Before starting, we need the right part numbers and it is the same for either the front or rear STB... it is GM part #12456148 (and yes, it originally is a Buick part!). When I received my struts, they were a bit scratched and the finish was not as nice as I wanted them to be.
Before starting the install, I bought some fine sand paper (1000 grit) and hi-temperature black gloss paint. I cleaned off all dirt, dust and grease from both bars and sanded them smooth before a final cleaning. Looking into my engine compartment, I noticed that if I decided to paint the STB's gloss black, it wouldn't match the 2 lateral braces that tilt in from the shock towers to the radiator supports, so off they came for cleaning and painting as well.
I gave the 4 items (the 2 STB's and 2 front lateral braces) 2 coats of paint and let dry over a period of 2 days.
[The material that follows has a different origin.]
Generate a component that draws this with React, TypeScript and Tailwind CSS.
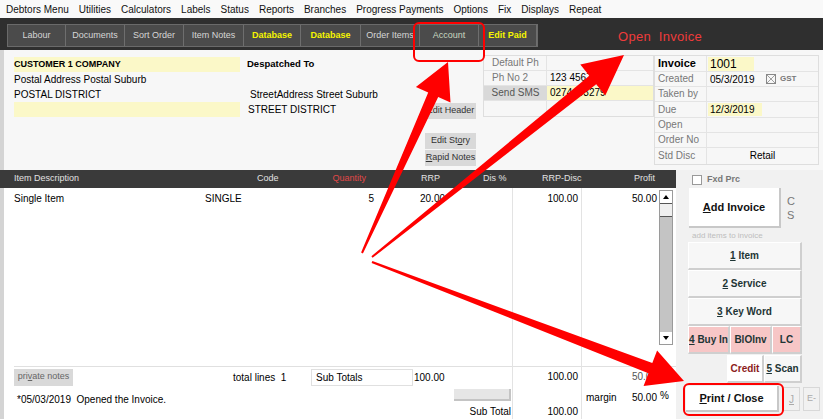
import React from 'react';

const menus = ['Debtors Menu', 'Utilities', 'Calculators', 'Labels', 'Status', 'Reports', 'Branches', 'Progress Payments', 'Options', 'Fix', 'Displays', 'Repeat'];

const tabs = [
  { label: 'Labour', w: 'w-[58px]' },
  { label: 'Documents', w: 'w-[59px]' },
  { label: 'Sort Order', w: 'w-[59px]' },
  { label: 'Item Notes', w: 'w-[60px]' },
  { label: 'Database', w: 'w-[57px]', hi: true },
  { label: 'Database', w: 'w-[60px]', hi: true },
  { label: 'Order Items', w: 'w-[59px]' },
  { label: 'Account', w: 'w-[59px]', green: true },
  { label: 'Edit Paid', w: 'w-[58px]', hi: true },
];

type Pt = [number, number];

function arrowPoints(tail: Pt, tip: Pt, tw: number, sw: number, hw: number, hl: number) {
  const dx = tip[0] - tail[0];
  const dy = tip[1] - tail[1];
  const len = Math.hypot(dx, dy);
  const ux = dx / len;
  const uy = dy / len;
  const nx = -uy;
  const ny = ux;
  const bx = tip[0] - ux * hl;
  const by = tip[1] - uy * hl;
  const p = (x: number, y: number) => `${x.toFixed(1)},${y.toFixed(1)}`;
  return [
    p(tail[0] + (nx * tw) / 2, tail[1] + (ny * tw) / 2),
    p(bx + (nx * sw) / 2, by + (ny * sw) / 2),
    p(bx + (nx * hw) / 2, by + (ny * hw) / 2),
    p(tip[0], tip[1]),
    p(bx - (nx * hw) / 2, by - (ny * hw) / 2),
    p(bx - (nx * sw) / 2, by - (ny * sw) / 2),
    p(tail[0] - (nx * tw) / 2, tail[1] - (ny * tw) / 2),
  ].join(' ');
}

function PanelButton({ children, className = '' }: { children: React.ReactNode; className?: string }) {
  return (
    <div
      className={`flex items-center justify-center border-r-2 border-b-2 border-r-[#cfcfcf] border-b-[#cfcfcf] border-t border-l border-t-white border-l-white text-[10px] font-bold text-[#1e3535] ${className}`}
    >
      {children}
    </div>
  );
}

export default function App() {
  return (
    <div className="relative w-[823px] h-[419px] overflow-hidden bg-[#f7f7f7] font-['Liberation_Sans',Arial,sans-serif] text-[10px] text-black">
      {/* menu bar */}
      <div className="h-[18px] flex items-center pl-[6px] gap-[10px] bg-[#f9f9f9] text-[10px] text-[#111]">
        {menus.map((m) => (
          <span key={m}>{m}</span>
        ))}
      </div>

      {/* toolbar */}
      <div className="h-[32px] bg-[#2f2f2f] flex items-start pt-[6px] pl-[7px]">
        <div className="flex h-[23px] border border-[#6a6a6a]">
          {tabs.map((t, i) => (
            <div
              key={i}
              className={`${t.w} h-full flex items-center justify-center bg-[#4b4b4b] border-r border-[#6e6e6e] text-[9px] ${
                t.hi ? 'text-[#f5f500] font-bold' : t.green ? 'text-[#c8d8c0]' : 'text-[#d6d6d6]'
              }`}
            >
              {t.label}
            </div>
          ))}
        </div>
        <div className="ml-[80px] mt-[3px] text-[13px] tracking-[0.3px] text-[#ee3b3b]">
          Open&nbsp; Invoice
        </div>
      </div>

      {/* header area */}
      <div className="h-[120px] flex border-l-4 border-[#d4d4d4]">
        <div className="w-[10px]" />
        <div className="w-[226px] pt-[7px] flex flex-col text-[10px]">
          <div className="h-[15px] bg-[#fbf8c8] font-bold text-[9px] leading-[14px]">CUSTOMER 1 COMPANY</div>
          <div className="h-[15px] leading-[15px]">Postal Address Postal Suburb</div>
          <div className="h-[15px] leading-[15px]">POSTAL DISTRICT</div>
          <div className="h-[15px] bg-[#fbf8c8]" />
        </div>
        <div className="w-[178px] pl-[7px] pt-[7px] flex flex-col text-[10px]">
          <div className="h-[15px] font-bold text-[9.5px] leading-[14px]">Despatched To</div>
          <div className="h-[15px]" />
          <div className="h-[15px] leading-[15px] pl-[3px]">StreetAddress Street Suburb</div>
          <div className="h-[15px] leading-[15px] pl-[1px]">STREET DISTRICT</div>
        </div>
        <div className="w-[65px] pl-[7px] pt-[53px] flex flex-col text-[9px] text-[#333]">
          <div className="w-[51px] h-[16px] bg-[#d9d9d9] flex items-center justify-center">Edit Header</div>
          <div className="h-[14px]" />
          <div className="w-[51px] h-[16px] bg-[#d9d9d9] flex items-center justify-center">
            Edit St<u>o</u>ry
          </div>
          <div className="w-[51px] h-[16px] mt-[1px] bg-[#d9d9d9] flex items-center justify-center">
            <u>R</u>apid Notes
          </div>
        </div>
        <div className="w-[171px] pt-[5px]">
          <div className="border border-[#dedede] bg-[#f7f7f7] text-[10px]">
            <div className="h-[15px] flex border-b border-[#e4e4e4]">
              <div className="w-[63px] border-r border-[#e4e4e4] pl-[8px] leading-[14px] text-[#777]">Default Ph</div>
              <div className="flex-1" />
            </div>
            <div className="h-[15px] flex border-b border-[#e4e4e4]">
              <div className="w-[63px] border-r border-[#e4e4e4] pl-[8px] leading-[14px] text-[#777]">Ph No 2</div>
              <div className="flex-1 pl-[3px] leading-[14px]">123 4567</div>
            </div>
            <div className="h-[15px] flex border-b border-[#e4e4e4]">
              <div className="w-[63px] bg-[#d9d9d9] text-center leading-[14px] text-[#555]">Send SMS</div>
              <div className="flex-1 bg-[#fbf8c8] pl-[3px] leading-[14px]">0274493279</div>
            </div>
            <div className="h-[15px] flex">
              <div className="w-[63px] border-r border-[#e4e4e4]" />
              <div className="flex-1" />
            </div>
          </div>
        </div>
        <div className="w-[165px] pt-[5px]">
          <div className="border border-[#dedede] bg-[#f7f7f7] text-[10px]">
            <div className="h-[16px] flex border-b border-[#e4e4e4]">
              <div className="w-[52px] border-r border-[#e4e4e4] pl-[3px] leading-[15px] font-bold text-[11px]">Invoice</div>
              <div className="flex-1 pl-[1px] pt-[1px]">
                <div className="w-[46px] h-[14px] bg-[#fbf8c8] pl-[2px] leading-[14px] text-[12px]">1001</div>
              </div>
            </div>
            <div className="h-[15px] flex border-b border-[#e4e4e4]">
              <div className="w-[52px] border-r border-[#e4e4e4] pl-[3px] leading-[14px] text-[#777]">Created</div>
              <div className="flex-1 flex items-center pl-[3px]">
                <span className="w-[56px]">05/3/2019</span>
                <span className="w-[10px] h-[10px] border border-[#888] relative overflow-hidden">
                  <svg viewBox="0 0 10 10" className="w-full h-full">
                    <path d="M0 0L10 10M10 0L0 10" stroke="#888" strokeWidth="1" />
                  </svg>
                </span>
                <span className="ml-[4px] text-[8px] font-bold text-[#777]">GST</span>
              </div>
            </div>
            <div className="h-[15px] flex border-b border-[#e4e4e4]">
              <div className="w-[52px] border-r border-[#e4e4e4] pl-[3px] leading-[14px] text-[#777]">Taken by</div>
              <div className="flex-1" />
            </div>
            <div className="h-[16px] flex border-b border-[#e4e4e4]">
              <div className="w-[52px] border-r border-[#e4e4e4] pl-[3px] leading-[15px] text-[#777]">Due</div>
              <div className="flex-1 pl-[1px] pt-[1px]">
                <div className="w-[54px] h-[13px] bg-[#fbf8c8] pl-[2px] leading-[13px]">12/3/2019</div>
              </div>
            </div>
            <div className="h-[15px] flex border-b border-[#e4e4e4]">
              <div className="w-[52px] border-r border-[#e4e4e4] pl-[3px] leading-[14px] text-[#777]">Open</div>
              <div className="flex-1" />
            </div>
            <div className="h-[15px] flex border-b border-[#e4e4e4]">
              <div className="w-[52px] border-r border-[#e4e4e4] pl-[3px] leading-[14px] text-[#777]">Order No</div>
              <div className="flex-1" />
            </div>
            <div className="h-[16px] flex">
              <div className="w-[52px] border-r border-[#e4e4e4] pl-[3px] leading-[15px] text-[#777]">Std Disc</div>
              <div className="flex-1 text-center leading-[15px]">Retail</div>
            </div>
          </div>
        </div>
      </div>

      {/* lower part */}
      <div className="flex h-[249px]">
        {/* items table */}
        <div className="w-[676px] flex flex-col bg-white border-l-4 border-[#d4d4d4]">
          <div className="h-[18px] bg-[#3a3a3a] flex items-center text-[9px] text-[#e2e2e2] -ml-[4px]">
            <span className="w-[14px]" />
            <span className="w-[243px]">Item Description</span>
            <span className="w-[60px]">Code</span>
            <span className="w-[49px] text-right text-[#e04848]">Quantity</span>
            <span className="w-[55px]" />
            <span className="w-[62px]">RRP</span>
            <span className="w-[59px]">Dis %</span>
            <span className="w-[60px]">RRP-Disc</span>
            <span className="w-[53px] text-right">Profit</span>
          </div>
          <div className="flex-1 flex text-[10px]">
            {/* column A */}
            <div className="w-[509px] flex flex-col border-r border-[#e3e3e3]">
              <div className="flex-1 flex pt-[4px] h-[14px] leading-[14px]">
                <span className="w-[10px]" />
                <span className="w-[191px]">Single Item</span>
                <span className="w-[120px]">SINGLE</span>
                <span className="w-[49px] text-right">5</span>
                <span className="w-[46px]" />
                <span className="w-[60px]">20.00</span>
              </div>
              <div className="h-[21px] ml-[10px] border-t border-[#e0e0e0] flex items-center">
                <div className="w-[59px] h-[17px] bg-[#d9d9d9] text-[9px] text-[#666] flex items-center justify-center">
                  pri<u>v</u>ate notes
                </div>
                <span className="ml-[160px] w-[78px]">total lines&nbsp; 1</span>
                <div className="w-[102px] h-[17px] border border-[#e0e0e0] pl-[4px] leading-[16px]">Sub Totals</div>
                <span className="w-[62px] pl-[1px]">100.00</span>
              </div>
              <div className="h-[32px] flex">
                <div className="flex-1 pl-[13px] pt-[5px]">*05/03/2019&nbsp; Opened the Invoice.</div>
                <div className="w-[60px] flex flex-col items-end pr-[1px] pt-[2px]">
                  <div className="w-[57px] h-[12px] bg-[#e6e6e6] border-r-2 border-b-2 border-[#c4c4c4]" />
                  <span className="mt-[3px]">Sub Total</span>
                </div>
              </div>
            </div>
            {/* column B */}
            <div className="w-[69px] flex flex-col border-r border-[#e3e3e3]">
              <div className="flex-1 pt-[4px] pr-[3px] text-right leading-[14px]">100.00</div>
              <div className="h-[21px] border-t border-[#e0e0e0] pr-[3px] text-right leading-[20px]">100.00</div>
              <div className="h-[32px] pr-[3px] pt-[17px] text-right">100.00</div>
            </div>
            {/* column C */}
            <div className="flex-1 flex flex-col">
              <div className="flex-1 flex">
                <div className="w-[75px] pt-[4px] text-right leading-[14px]">50.00</div>
                <div className="w-[14px] ml-[2px] mt-[2px] h-[155px] border border-[#9a9a9a] bg-[#c4c4c4] flex flex-col">
                  <div className="h-[12px] bg-white flex items-center justify-center">
                    <svg width="6" height="4" viewBox="0 0 6 4"><path d="M3 0L6 4H0Z" fill="#000" /></svg>
                  </div>
                  <div className="h-[14px] bg-[#efefef] border-y border-[#555]" />
                  <div className="flex-1" />
                  <div className="h-[12px] bg-white flex items-center justify-center">
                    <svg width="6" height="4" viewBox="0 0 6 4"><path d="M0 0H6L3 4Z" fill="#000" /></svg>
                  </div>
                </div>
              </div>
              <div className="h-[21px] border-t border-[#e0e0e0] flex">
                <div className="w-[75px] text-right leading-[20px] text-[#555]">50.00</div>
              </div>
              <div className="h-[32px] flex pt-[3px]">
                <span className="ml-[4px] w-[45px]">margin</span>
                <span className="w-[26px] text-right">50.00</span>
                <span className="ml-[3px] -mt-[2px]">%</span>
              </div>
            </div>
          </div>
        </div>

        {/* right panel */}
        <div className="flex-1 bg-[#f1f1f1] flex flex-col pl-[12px]">
          <div className="h-[18px] flex items-center pl-[4px] pt-[1px]">
            <span className="w-[10px] h-[10px] border border-[#999] bg-white" />
            <span className="ml-[5px] text-[9px] font-bold text-[#777]">Fxd Prc</span>
          </div>
          <div className="flex items-start">
            <div className="ml-[1px] w-[92px] h-[40px] bg-white border-r-2 border-b-2 border-[#c8c8c8] flex items-center justify-center text-[11px] font-bold text-[#111]">
              <u>A</u>dd Invoice
            </div>
            <div className="ml-[6px] mt-[6px] text-[11px] leading-[14px] text-[#777]">
              C<br />S
            </div>
          </div>
          <div className="h-[14px] pl-[4px] pt-[3px] text-[8px] text-[#bdbdbd] leading-[9px]">add items to invoice</div>
          <div className="w-[114px] flex flex-col">
            <PanelButton className="h-[28px] bg-[#f7f7f7]"><span><u>1</u> Item</span></PanelButton>
            <PanelButton className="h-[28px] bg-[#f7f7f7]"><span><u>2</u> Service</span></PanelButton>
            <PanelButton className="h-[28px] bg-[#f7f7f7]"><span><u>3</u> Key Word</span></PanelButton>
            <div className="h-[28px] flex">
              <PanelButton className="w-[42px] bg-[#f7c6c6]"><span><u>4</u> Buy In</span></PanelButton>
              <PanelButton className="w-[42px] bg-[#f7c6c6]">BlOInv</PanelButton>
              <PanelButton className="flex-1 bg-[#f7c6c6]">LC</PanelButton>
            </div>
            <div className="h-[29px] flex pt-[1px]">
              <div className="w-[39px]" />
              <PanelButton className="w-[37px] bg-white text-[#8c1c1c]">Credit</PanelButton>
              <PanelButton className="flex-1 bg-[#f7f7f7]"><span><u>5</u> Scan</span></PanelButton>
            </div>
          </div>
          <div className="flex items-center mt-[3px] -ml-[2px]">
            <div className="w-[93px] h-[26px] bg-white border-r-2 border-b-2 border-[#c8c8c8] flex items-center justify-center text-[11px] font-bold text-[#111]">
              <span><u>P</u>rint / Close</span>
            </div>
            <div className="ml-[4px] w-[17px] h-[24px] border border-[#d8d8d8] flex items-center justify-center text-[10px] text-[#aaa]">
              <u>J</u>
            </div>
            <div className="ml-[3px] w-[17px] h-[24px] border border-[#d8d8d8] flex items-center justify-center text-[9px] text-[#aaa]">
              E-
            </div>
          </div>
        </div>
      </div>

      {/* annotations */}
      <svg className="absolute inset-0 pointer-events-none" width="823" height="419" viewBox="0 0 823 419">
        <rect x="414" y="23" width="70" height="38" rx="5" fill="none" stroke="#ff0000" strokeWidth="2" />
        <rect x="684" y="384" width="99" height="31" rx="5" fill="none" stroke="#ff0000" strokeWidth="2" />
        <polygon points={arrowPoints([362, 253], [448, 62], 2, 11, 38, 36)} fill="#ff0000" />
        <polygon points={arrowPoints([372, 257], [624, 55], 2, 11, 40, 40)} fill="#ff0000" />
        <polygon points={arrowPoints([372, 262], [684, 381], 2, 11, 38, 36)} fill="#ff0000" />
      </svg>
    </div>
  );
}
The installation of the lateral braces was a simple matter as they had 3 bolts each attaching them to the car. I did not paint any bolts for a bit of contrast.
Installation procedure for the rear STB:
Besides the lateral braces, these were the next easiest to install. Before the sanding and painting process, I widened out one of the slots on each side of one STB's by about 1/4 inch and then cleaned, deburred and painted the piece before installing. This is really a bolt-on mod as all I did was remove one bolt off of each of the strut towers (the ones closest to the center) and placed the painted bar on top and bolted it down. They were cinched down to 40 ft/lbs. The job took a full 10 minutes to do! A small warning: I have information from at least two people who have broken or damaged the bolts while tightening down to 40ft/lbs. I personally have had NO problems in the many times that I took mine off, however I would suggest that you use caution when tightening the bolts. As a suggestion, start at a lower torque spec setting for a few days (how about starting at 25ft/lbs), and check often to see if the bar or bolts come loose. If so, increase your torque by an additional 5 ft/lbs until they sit properly and do not loosen.
Installation procedure for the front STB:
The front STB took some work and about 1 hour to install. I started by taping off the area with ordinary paper tape where the brace would be installed to facilitate marking the holes easier. I really took my time measuring and centering the brace before any marking or drilling was done. Once satisfied that it was as close to being centered as my capabilities permitted, the holes were marked and a punch was used to make a dimple through the tape into the metal for easier starting of the drilling process.
For the drilling, I used 2 bits per hole, starting off with a smaller bit to make the initial hole and then completing the job by drilling with the final sized bit needed to pass the bolt through the hole. During all drilling and filing, I had a strong shopvac near the hole sucking in any metal chips that came free. One additional step for my '99 was required. This was the displacement of the wire harness that comes near the driver-side strut. There is a metal screw that is tapped into the metal. There is another bolt to which the displaced harness can be attached to approximately 2-3 inches lower. The original bolt was cut down and filed flat.
Before installation, the area that was filed down and all bolt holes (there should be 4 holes) are all deburred and painted to prevent future corrosion Once the paint is dried, simply push the bolts up through the wheel well from underneath, place the STB on top of the bolts and cinch down to 40 ft/lbs. Do this slowly because you do not want to mar the newly coated STB bar's paint job. To complete the job, I installed the 2 lateral braces with their fresh coat of paint. A small warning: I have information from at least two people who have broken or damaged the bolts while tightening down to 40ft/lbs. I personally have had NO problems in the many times that I took mine off, however I would suggest that you use caution when tightening the bolts. As a suggestion, start at a lower torque spec setting for a few days (how about starting at 25ft/lbs), and check often to see if the bar or bolts come loose. If so, increase your torque by an additional 5 ft/lbs until they sit properly and do not loosen.
Special note: This job can easily be done by one person, but I must say that my father helped me out a LOT. The second pair of hands, eyes and the extra advice made this job all the more professional looking because of him (not to mention that most of the tools used were his)... Thanks dad!